At the back of the house Nigella, Love-In-A-Mist, has just started blooming. This is one of my favourite flowers and made up the bulk of my wedding bouquet along with rosemary and other herbs.
After years of city living there is still a container gardener in me and my husband has started complaining of late that we wont be able to get to the house if they spread much more.
This golden marjoram has been with me for years and years and I still get so much pleasure from it’s vitality and delicious leaves.
I have several pots of chamomile after it self seeded throughout everything last year.
Other things in the garden that give me great pleasure are the furry buds of borage…
The slowly ripening blueberries…
This beautiful clematis, a gift from my Dad.
And the subtle hues of this variagated thyme.

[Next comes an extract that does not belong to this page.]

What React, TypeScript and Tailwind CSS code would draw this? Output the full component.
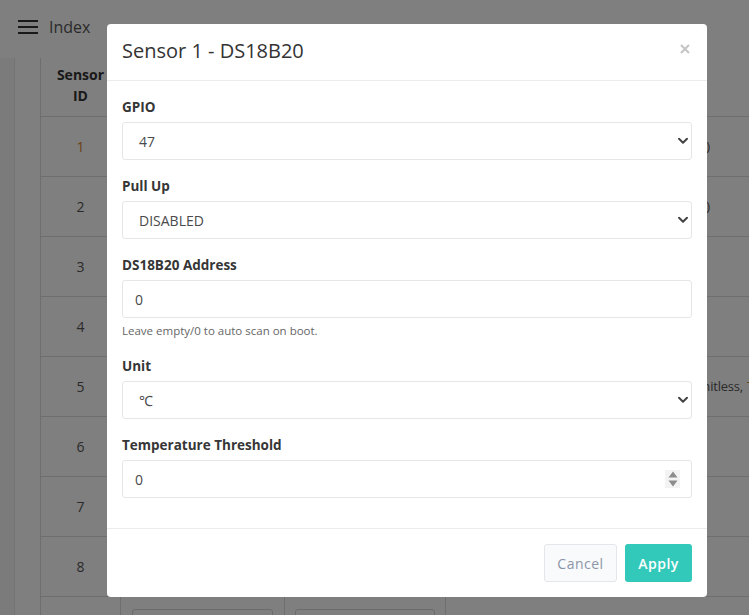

This miniature climbing rose, Warm Welcome, was bred by my uncle and is so richly coloured it seems to glow on the stems.
And of course what could bring more happiness than to see that others are also enjoying your garden. I love watching the bees lazily bumbling from one foxglove flower to the next, they look in heaven.
The chives and arnica are also popular destinations.
And everyone loves the Valerian.
Only the poor mullein has suffered terribly this year as the caterpillar of it’s namesake, the mullein moth, has made a tasty snack of half it’s leaves.
One of the most welcome of all our visitors at the moment is a beautiful nightingale who sings us to sleep every night. You can here the calls of the nightingale on the RSPB site here.
What are you finding most exciting in your gardens at the moment?